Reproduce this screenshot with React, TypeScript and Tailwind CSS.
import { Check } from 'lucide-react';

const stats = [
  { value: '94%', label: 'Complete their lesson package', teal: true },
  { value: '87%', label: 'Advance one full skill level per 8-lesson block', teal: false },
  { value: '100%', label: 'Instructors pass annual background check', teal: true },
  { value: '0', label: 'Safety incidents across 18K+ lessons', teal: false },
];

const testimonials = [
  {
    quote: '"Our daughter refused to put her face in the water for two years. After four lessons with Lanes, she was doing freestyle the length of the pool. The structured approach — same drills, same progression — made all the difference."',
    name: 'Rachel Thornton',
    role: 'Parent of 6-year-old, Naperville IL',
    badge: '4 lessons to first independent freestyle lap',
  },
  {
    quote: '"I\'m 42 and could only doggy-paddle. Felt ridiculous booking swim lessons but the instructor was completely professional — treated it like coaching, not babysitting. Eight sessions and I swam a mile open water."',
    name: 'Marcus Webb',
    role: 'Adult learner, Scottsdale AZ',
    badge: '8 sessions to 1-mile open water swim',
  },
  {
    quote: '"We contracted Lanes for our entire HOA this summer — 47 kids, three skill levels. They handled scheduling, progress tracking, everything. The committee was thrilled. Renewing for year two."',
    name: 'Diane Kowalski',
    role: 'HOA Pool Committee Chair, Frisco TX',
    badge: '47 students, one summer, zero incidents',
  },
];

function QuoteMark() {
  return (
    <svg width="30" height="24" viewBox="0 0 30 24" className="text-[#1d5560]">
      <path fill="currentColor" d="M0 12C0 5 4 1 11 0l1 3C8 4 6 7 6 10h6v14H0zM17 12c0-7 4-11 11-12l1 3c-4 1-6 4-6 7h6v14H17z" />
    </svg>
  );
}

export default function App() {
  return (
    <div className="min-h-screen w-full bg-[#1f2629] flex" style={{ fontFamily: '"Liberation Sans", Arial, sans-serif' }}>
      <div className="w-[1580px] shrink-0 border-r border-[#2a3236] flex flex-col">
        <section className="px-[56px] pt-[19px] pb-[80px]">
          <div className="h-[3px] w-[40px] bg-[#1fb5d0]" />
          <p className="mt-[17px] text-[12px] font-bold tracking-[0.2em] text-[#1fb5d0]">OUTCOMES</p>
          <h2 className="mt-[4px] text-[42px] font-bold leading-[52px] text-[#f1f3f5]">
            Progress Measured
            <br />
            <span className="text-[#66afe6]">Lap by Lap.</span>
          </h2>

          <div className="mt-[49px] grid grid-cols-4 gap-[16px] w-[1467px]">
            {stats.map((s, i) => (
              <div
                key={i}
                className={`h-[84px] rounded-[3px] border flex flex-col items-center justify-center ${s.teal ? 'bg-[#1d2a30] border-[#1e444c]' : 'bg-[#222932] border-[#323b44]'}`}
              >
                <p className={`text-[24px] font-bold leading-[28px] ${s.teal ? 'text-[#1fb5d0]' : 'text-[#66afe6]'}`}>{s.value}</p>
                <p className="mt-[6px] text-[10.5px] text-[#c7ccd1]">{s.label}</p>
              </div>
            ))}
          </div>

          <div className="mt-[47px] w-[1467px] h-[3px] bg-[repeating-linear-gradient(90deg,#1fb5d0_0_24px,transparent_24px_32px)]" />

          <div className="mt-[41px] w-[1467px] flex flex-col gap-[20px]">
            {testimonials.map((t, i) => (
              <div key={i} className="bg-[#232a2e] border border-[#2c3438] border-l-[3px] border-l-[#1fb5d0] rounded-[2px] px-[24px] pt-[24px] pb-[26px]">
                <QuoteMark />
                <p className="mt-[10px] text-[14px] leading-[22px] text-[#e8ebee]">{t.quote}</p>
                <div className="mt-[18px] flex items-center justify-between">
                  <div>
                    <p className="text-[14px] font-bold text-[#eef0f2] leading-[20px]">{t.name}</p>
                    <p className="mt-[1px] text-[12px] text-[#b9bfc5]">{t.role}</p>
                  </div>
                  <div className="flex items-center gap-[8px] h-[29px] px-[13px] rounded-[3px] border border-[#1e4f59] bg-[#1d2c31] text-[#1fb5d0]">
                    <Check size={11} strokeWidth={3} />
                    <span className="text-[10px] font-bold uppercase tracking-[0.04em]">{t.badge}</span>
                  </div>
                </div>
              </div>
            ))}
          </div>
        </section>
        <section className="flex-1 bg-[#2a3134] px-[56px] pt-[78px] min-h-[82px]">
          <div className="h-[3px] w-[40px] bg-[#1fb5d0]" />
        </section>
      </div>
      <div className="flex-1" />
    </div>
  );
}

════════

Quote each line above in full, word for word.

◆ **FULL ANSWER**:
Reproduce this screenshot with React, TypeScript and Tailwind CSS.
import { Check } from 'lucide-react';

const stats = [
  { value: '94%', label: 'Complete their lesson package', teal: true },
  { value: '87%', label: 'Advance one full skill level per 8-lesson block', teal: false },
  { value: '100%', label: 'Instructors pass annual background check', teal: true },
  { value: '0', label: 'Safety incidents across 18K+ lessons', teal: false },
];

const testimonials = [
  {
    quote: '"Our daughter refused to put her face in the water for two years. After four lessons with Lanes, she was doing freestyle the length of the pool. The structured approach — same drills, same progression — made all the difference."',
    name: 'Rachel Thornton',
    role: 'Parent of 6-year-old, Naperville IL',
    badge: '4 lessons to first independent freestyle lap',
  },
  {
    quote: '"I\'m 42 and could only doggy-paddle. Felt ridiculous booking swim lessons but the instructor was completely professional — treated it like coaching, not babysitting. Eight sessions and I swam a mile open water."',
    name: 'Marcus Webb',
    role: 'Adult learner, Scottsdale AZ',
    badge: '8 sessions to 1-mile open water swim',
  },
  {
    quote: '"We contracted Lanes for our entire HOA this summer — 47 kids, three skill levels. They handled scheduling, progress tracking, everything. The committee was thrilled. Renewing for year two."',
    name: 'Diane Kowalski',
    role: 'HOA Pool Committee Chair, Frisco TX',
    badge: '47 students, one summer, zero incidents',
  },
];

function QuoteMark() {
  return (
    <svg width="30" height="24" viewBox="0 0 30 24" className="text-[#1d5560]">
      <path fill="currentColor" d="M0 12C0 5 4 1 11 0l1 3C8 4 6 7 6 10h6v14H0zM17 12c0-7 4-11 11-12l1 3c-4 1-6 4-6 7h6v14H17z" />
    </svg>
  );
}

export default function App() {
  return (
    <div className="min-h-screen w-full bg-[#1f2629] flex" style={{ fontFamily: '"Liberation Sans", Arial, sans-serif' }}>
      <div className="w-[1580px] shrink-0 border-r border-[#2a3236] flex flex-col">
        <section className="px-[56px] pt-[19px] pb-[80px]">
          <div className="h-[3px] w-[40px] bg-[#1fb5d0]" />
          <p className="mt-[17px] text-[12px] font-bold tracking-[0.2em] text-[#1fb5d0]">OUTCOMES</p>
          <h2 className="mt-[4px] text-[42px] font-bold leading-[52px] text-[#f1f3f5]">
            Progress Measured
            <br />
            <span className="text-[#66afe6]">Lap by Lap.</span>
          </h2>

          <div className="mt-[49px] grid grid-cols-4 gap-[16px] w-[1467px]">
            {stats.map((s, i) => (
              <div
                key={i}
                className={`h-[84px] rounded-[3px] border flex flex-col items-center justify-center ${s.teal ? 'bg-[#1d2a30] border-[#1e444c]' : 'bg-[#222932] border-[#323b44]'}`}
              >
                <p className={`text-[24px] font-bold leading-[28px] ${s.teal ? 'text-[#1fb5d0]' : 'text-[#66afe6]'}`}>{s.value}</p>
                <p className="mt-[6px] text-[10.5px] text-[#c7ccd1]">{s.label}</p>
              </div>
            ))}
          </div>

          <div className="mt-[47px] w-[1467px] h-[3px] bg-[repeating-linear-gradient(90deg,#1fb5d0_0_24px,transparent_24px_32px)]" />

          <div className="mt-[41px] w-[1467px] flex flex-col gap-[20px]">
            {testimonials.map((t, i) => (
              <div key={i} className="bg-[#232a2e] border border-[#2c3438] border-l-[3px] border-l-[#1fb5d0] rounded-[2px] px-[24px] pt-[24px] pb-[26px]">
                <QuoteMark />
                <p className="mt-[10px] text-[14px] leading-[22px] text-[#e8ebee]">{t.quote}</p>
                <div className="mt-[18px] flex items-center justify-between">
                  <div>
                    <p className="text-[14px] font-bold text-[#eef0f2] leading-[20px]">{t.name}</p>
                    <p className="mt-[1px] text-[12px] text-[#b9bfc5]">{t.role}</p>
                  </div>
                  <div className="flex items-center gap-[8px] h-[29px] px-[13px] rounded-[3px] border border-[#1e4f59] bg-[#1d2c31] text-[#1fb5d0]">
                    <Check size={11} strokeWidth={3} />
                    <span className="text-[10px] font-bold uppercase tracking-[0.04em]">{t.badge}</span>
                  </div>
                </div>
              </div>
            ))}
          </div>
        </section>
        <section className="flex-1 bg-[#2a3134] px-[56px] pt-[78px] min-h-[82px]">
          <div className="h-[3px] w-[40px] bg-[#1fb5d0]" />
        </section>
      </div>
      <div className="flex-1" />
    </div>
  );
}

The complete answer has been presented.